AI command monitoring helps teams track and approve what AI tools can do in real time. Just-in-time access ensures that AI agents, copilots, or scripts only touch what is absolutely necessary when they need it. Together, they reduce the surface area for leaks and errors. The challenge is in the data itself. Models do not know what is sensitive and what is regulated. Humans are not perfect gatekeepers. Without automated masking, a single misused field can leak real customer data straight into model memory.
Data Masking prevents sensitive information from ever reaching untrusted eyes or models. It operates at the protocol level, automatically detecting and masking PII, secrets, and regulated data as queries are executed by humans or AI tools. This ensures that people can self-service read-only access to data, which eliminates most tickets for access requests.

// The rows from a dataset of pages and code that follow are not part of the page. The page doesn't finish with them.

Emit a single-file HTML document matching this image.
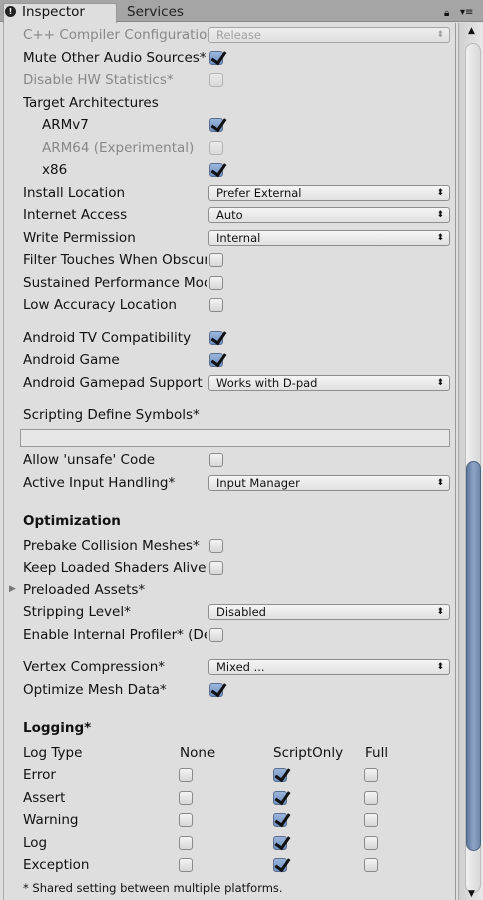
<!DOCTYPE html><html><head><style>
*{margin:0;padding:0;box-sizing:border-box}
body{width:483px;height:900px;background:#dedede;font-family:"DejaVu Sans","Liberation Sans",sans-serif;font-size:13.5px;color:#111;position:relative;overflow:hidden}
.t{position:absolute;left:23px;white-space:nowrap;overflow:hidden;line-height:16px}
.d{color:#888}
.b{font-weight:bold}
.cb{position:absolute;width:14px;height:14px;border:1px solid #8a8a8a;border-radius:3px;background:linear-gradient(#f4f4f4,#d6d6d6)}
.cb.on{background:linear-gradient(#9bb6dc,#6e8fc0);border-color:#5a6f90}
.cb.on::after{content:"";position:absolute;left:4px;top:-3px;width:6px;height:12px;border:solid #111;border-width:0 3px 3px 0;transform:rotate(35deg)}
.cb.dis{opacity:.5}
.dd{position:absolute;left:208px;width:242px;height:16px;border:1px solid #8e8e8e;border-radius:3px;background:linear-gradient(#f5f5f5,#e0e0e0);font-size:11.5px;line-height:14px;padding-left:7px;white-space:nowrap}
.dd::after{content:"⬍";position:absolute;right:5px;top:0;font-size:9px}
</style></head><body>
<div style="position:absolute;left:0;top:0;width:483px;height:22px;background:#a5a5a5;border-bottom:1px solid #888"></div>
<div style="position:absolute;left:3px;top:3px;width:114px;height:20px;background:#dedede;border:1px solid #999;border-bottom:none;border-radius:3px 3px 0 0"></div>
<div style="position:absolute;left:5px;top:6px;width:11px;height:11px;border-radius:50%;background:#222;color:#fff;font-size:8px;font-weight:bold;text-align:center;line-height:11px">!</div>
<div style="position:absolute;left:22px;top:4px;font-size:13.5px">Inspector</div>
<div style="position:absolute;left:127px;top:4px;font-size:13.5px;color:#222">Services</div>
<div style="position:absolute;left:444px;top:8px;font-size:10px">🔒︎</div>
<div style="position:absolute;left:460px;top:7px;font-size:10px">▾≡</div>
<div style="position:absolute;left:3px;top:23px;width:453px;height:877px;border-left:1px solid #aaa;border-right:1px solid #999"></div>
<div style="position:absolute;left:458px;top:23px;width:25px;height:877px;background:linear-gradient(90deg,#cfcfcf,#e8e8e8);border-left:1px solid #aaa"></div>
<div style="position:absolute;left:465px;top:43px;width:16px;height:850px;border-radius:8px;background:linear-gradient(90deg,#f0f0f0,#d8d8d8);border:1px solid #bbb"></div>
<div style="position:absolute;left:466px;top:461px;width:15px;height:390px;border-radius:8px;background:linear-gradient(90deg,#5f779c,#8ea5c6,#6f86aa);border:1px solid #4e6282"></div>
<div style="position:absolute;left:468px;top:26px;font-size:9px">▲</div>
<div style="position:absolute;left:468px;top:889px;font-size:9px">▼</div>

<div class="t d" style="top:27px;width:184px">C++ Compiler Configuration</div><div class="dd" style="top:27px;color:#888;opacity:.7">Release</div>
<div class="t" style="top:50px;width:184px">Mute Other Audio Sources*</div><div class="cb on" style="left:209px;top:51px"></div>
<div class="t d" style="top:72px">Disable HW Statistics*</div><div class="cb dis" style="left:209px;top:73px"></div>
<div class="t" style="top:95px">Target Architectures</div>
<div class="t" style="top:117px;left:42px">ARMv7</div><div class="cb on" style="left:209px;top:118px"></div>
<div class="t d" style="top:140px;left:42px">ARM64 (Experimental)</div><div class="cb dis" style="left:209px;top:141px"></div>
<div class="t" style="top:162px;left:42px">x86</div><div class="cb on" style="left:209px;top:163px"></div>
<div class="t" style="top:185px">Install Location</div><div class="dd" style="top:185px">Prefer External</div>
<div class="t" style="top:207px">Internet Access</div><div class="dd" style="top:207px">Auto</div>
<div class="t" style="top:230px">Write Permission</div><div class="dd" style="top:230px">Internal</div>
<div class="t" style="top:252px;width:184px">Filter Touches When Obscured</div><div class="cb" style="left:209px;top:253px"></div>
<div class="t" style="top:275px;width:184px">Sustained Performance Mode</div><div class="cb" style="left:209px;top:276px"></div>
<div class="t" style="top:297px">Low Accuracy Location</div><div class="cb" style="left:209px;top:298px"></div>
<div class="t" style="top:330px;width:184px">Android TV Compatibility</div><div class="cb on" style="left:209px;top:331px"></div>
<div class="t" style="top:352px">Android Game</div><div class="cb on" style="left:209px;top:353px"></div>
<div class="t" style="top:375px;width:184px">Android Gamepad Support</div><div class="dd" style="top:375px">Works with D-pad</div>
<div class="t" style="top:407px">Scripting Define Symbols*</div>
<div style="position:absolute;left:20px;top:429px;width:430px;height:18px;border:1px solid #999;background:#e6e6e6"></div>
<div class="t" style="top:452px">Allow 'unsafe' Code</div><div class="cb" style="left:209px;top:453px"></div>
<div class="t" style="top:475px">Active Input Handling*</div><div class="dd" style="top:475px">Input Manager</div>
<div class="t b" style="top:513px">Optimization</div>
<div class="t" style="top:538px;width:184px">Prebake Collision Meshes*</div><div class="cb" style="left:209px;top:539px"></div>
<div class="t" style="top:560px;width:184px">Keep Loaded Shaders Alive*</div><div class="cb" style="left:209px;top:561px"></div>
<div style="position:absolute;left:9px;top:584px;font-size:9px;color:#777">▶</div>
<div class="t" style="top:582px">Preloaded Assets*</div>
<div class="t" style="top:604px">Stripping Level*</div><div class="dd" style="top:604px">Disabled</div>
<div class="t" style="top:627px;width:184px">Enable Internal Profiler* (Deprecated)</div><div class="cb" style="left:209px;top:628px"></div>
<div class="t" style="top:659px">Vertex Compression*</div><div class="dd" style="top:659px">Mixed ...</div>
<div class="t" style="top:682px">Optimize Mesh Data*</div><div class="cb on" style="left:209px;top:683px"></div>
<div class="t b" style="top:720px">Logging*</div>
<div class="t" style="top:745px">Log Type</div>
<div class="t" style="top:745px;left:180px">None</div>
<div class="t" style="top:745px;left:273px">ScriptOnly</div>
<div class="t" style="top:745px;left:365px">Full</div>
<div class="t" style="top:767px">Error</div>
<div class="t" style="top:790px">Assert</div>
<div class="t" style="top:812px">Warning</div>
<div class="t" style="top:835px">Log</div>
<div class="t" style="top:857px">Exception</div>
<div class="cb" style="left:179px;top:768px"></div><div class="cb on" style="left:273px;top:768px"></div><div class="cb" style="left:364px;top:768px"></div>
<div class="cb" style="left:179px;top:791px"></div><div class="cb on" style="left:273px;top:791px"></div><div class="cb" style="left:364px;top:791px"></div>
<div class="cb" style="left:179px;top:813px"></div><div class="cb on" style="left:273px;top:813px"></div><div class="cb" style="left:364px;top:813px"></div>
<div class="cb" style="left:179px;top:836px"></div><div class="cb on" style="left:273px;top:836px"></div><div class="cb" style="left:364px;top:836px"></div>
<div class="cb" style="left:179px;top:858px"></div><div class="cb on" style="left:273px;top:858px"></div><div class="cb" style="left:364px;top:858px"></div>
<div class="t" style="top:880px;font-size:11.5px">* Shared setting between multiple platforms.</div>
</body></html>
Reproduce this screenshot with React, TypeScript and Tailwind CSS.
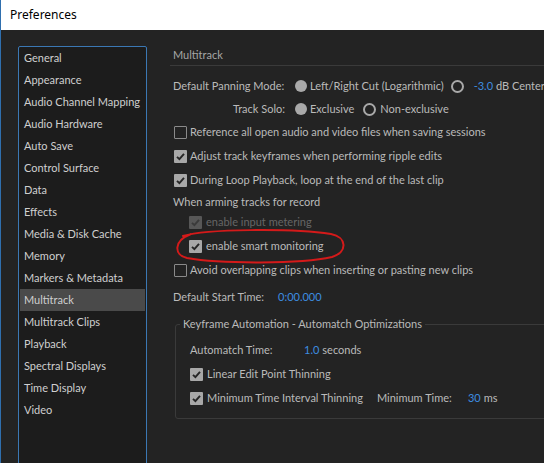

It also means large language models, scripts, or agents can safely analyze or train on production-like data without exposure risk. Unlike static redaction or schema rewrites, Hoop’s masking is dynamic and context-aware, preserving utility while guaranteeing compliance with SOC 2, HIPAA, and GDPR. It is the only way to give AI and developers real data access without leaking real data, closing the last privacy gap in modern automation.
Under the hood, masked access changes everything. Permissions now reflect data sensitivity instead of arbitrary schema boundaries. Approvals become action-based instead of role-based. Data flows without friction, yet compliance maps automatically. And because masked data carries audit consistency, reviews and SOC 2 evidence generation can run from logs, not spreadsheets.